On 08/07/2016 06:55 PM, Richard Barnes wrote:
> Could you comment a little more specifically on what issues this has
> caused you?

We turned on caching at our CDN, which led to some clients getting
nonces that had already been used by other clients. A lot of clients
didn't implement retries on badNonce, because in normally operation it's
a relatively rare case.

> As Ron notes, there's a need for some way to prime the nonce pump. 

Yup, agreed.

rlb> Option 1: HEAD to some existing resource that admits a GET (e.g.,
directory)
rlb> Option 2: GET/HEAD to a new-nonce resource
rlb> Option 3: HEAD to the resource you would be POSTing to
rlb> Option 4: POST an empty body to the resource you would be POSTing to;
agwa> Option 5: make the protocol resilient to replays and remove
nonces
jsha> Option 6: POST an empty body to a new-nonce resource?
jsha> Option 7: Don't require nonces for new-reg.
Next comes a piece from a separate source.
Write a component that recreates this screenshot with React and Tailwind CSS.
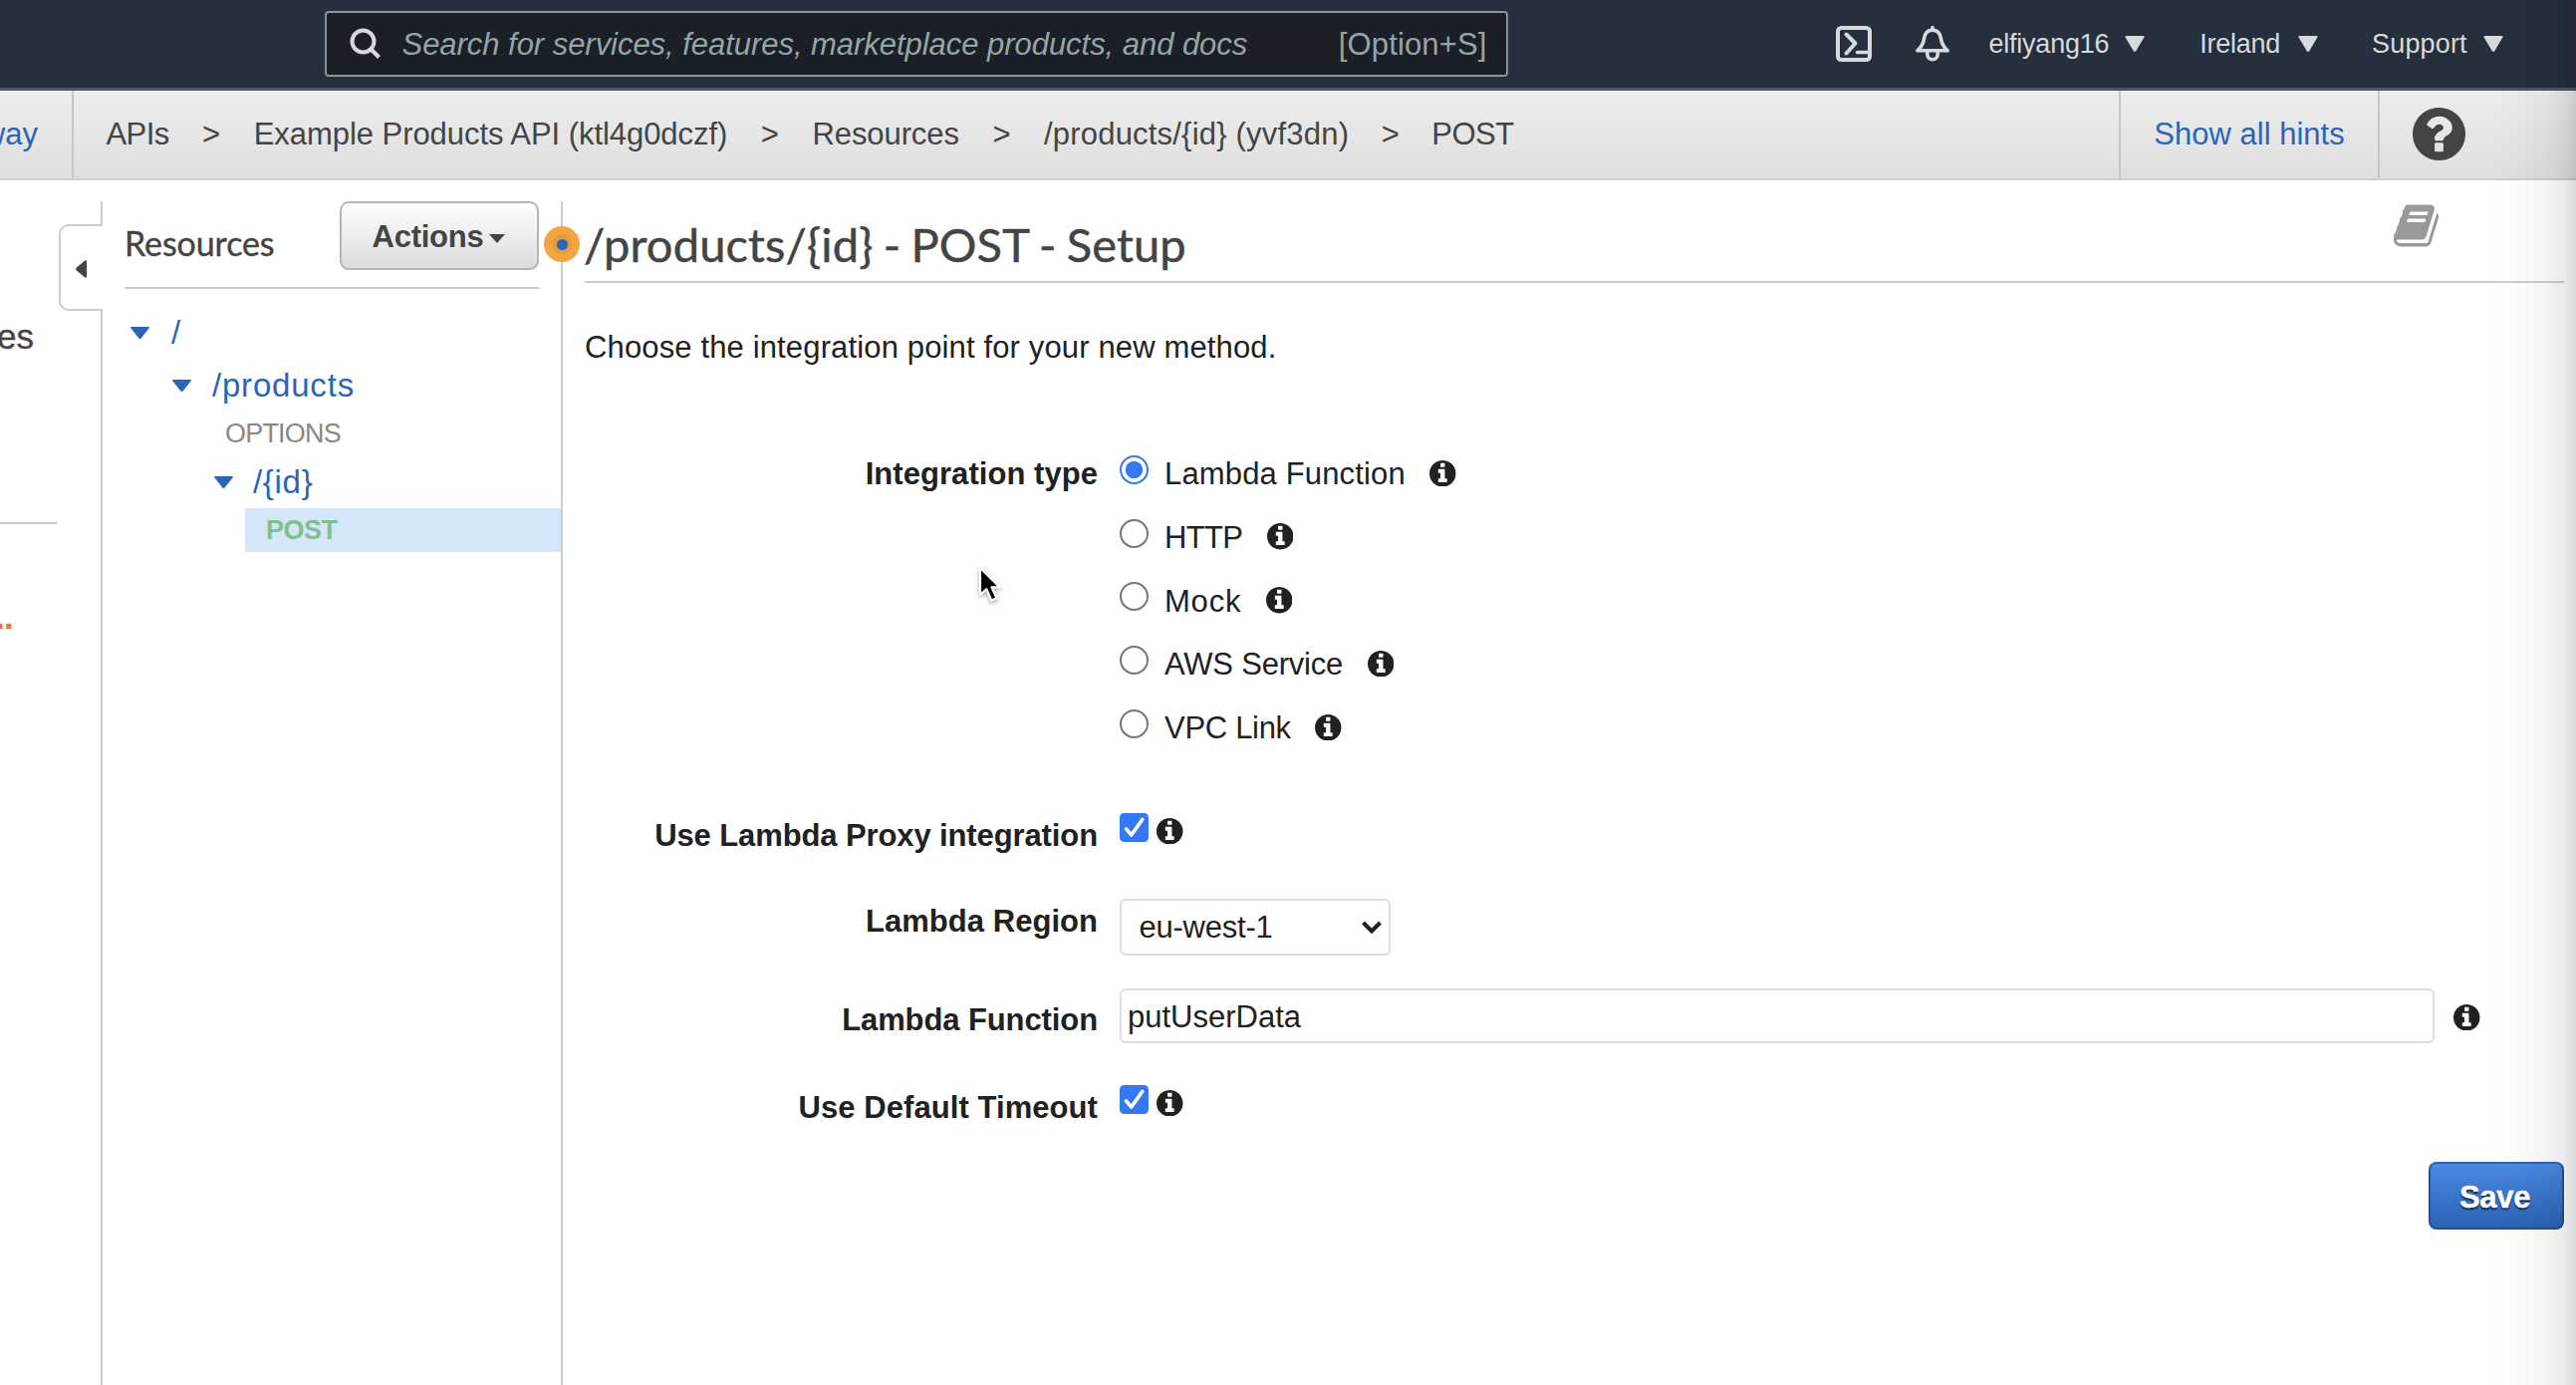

Option 7 is not terribly appealing because it makes new-reg require
different analysis for replay resistance. However, implementers already
need different code to validate a new-reg request than to validate other
requests, because the key in a new-reg request doesn't already exist.

Similarly, option 5 allows getting rid of nonces, but at the cost of
making the protocol harder to analyze. Each new request type created
would have to be analyzed as to whether it was safe for replays. It's
nicer, in my mind, to have one solution that covers the whole protocol.

Right now I lean towards Option 6. Thoughts?